You will need a two-handled rope attachment and a cable machine to do this move. First, set the pulley to shoulder height on the machine. Second, grab the handles with your palms facing inward. 

Create tension on the cable by taking a step back (or two). Third, hinge forward at the hips until your torso is at a 30-degree angle from vertical. Keep your elbows at your sides and extend your arms to the floor.

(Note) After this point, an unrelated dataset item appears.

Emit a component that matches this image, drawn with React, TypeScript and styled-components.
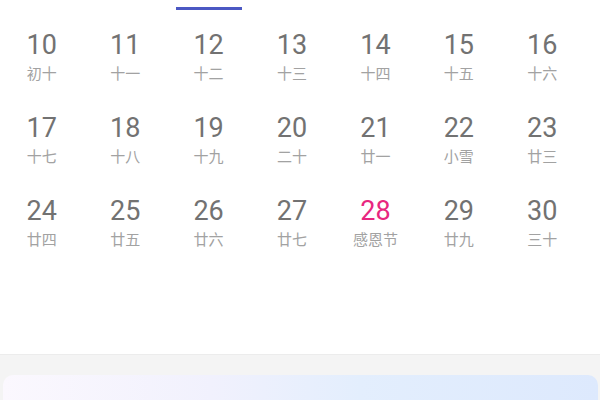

Finally, reverse the movement to return to your original position.

Forearm Workout Plans

Here are some great forearm workouts, all planned and explained for you so you can work and tone your forearms conveniently and efficiently.

Workout 1

    A1          Reverse Curls            3 x 10-12
    A2  Underhand Wrist Rollers      3 x 2 in both directions
    B1    Dumbbell Wrist Flexion            3 x 12-15
    B2  Dumbbell Wrist Extension            3 x 12-15

Workout 2

    A1              Chin Ups3 x AMRAP (as many reps as possible)
    A2          Zottman Curls                    3 x 10-12
    A3          Farmer’s Walk          3 x 30 seconds – 1 minute
    B1          Pinch Carries    3 x 30 seconds – 1 minute per side
    B2Wrist Rollers (without handles)                3 x 2 in both directions

Workout 3

    A1      Upright Dumbbell Row                    3 x 10-12
    A2        Renegade Row                3 x 8-10 per side
    B1        Suitcase carry3 x 3 x 30 seconds – 1 minute per side
    B2  Overhand Wrist Rollers            3 x 2 in both directions

Workout 4

    A1      Towel Pull-Ups3 x AMRAP (as many reps as possible)
    A2      Hammer Curl                      3 x 10-12
    B1    Triceps Rope Pushdown                      3 x 12-15
    B2  Overhand Wrist Rollers            3 x 2 in both directions


Strong forearms are desirable for many reasons, and it’s a desire that one should be working to achieve. Our article explains why we need strong forearms and how we can by exposing the reader to four workouts that specifically target forearm muscles, helping to strengthen and sculpt them. Having everything in place, it’s up to you now to put this knowledge into practice.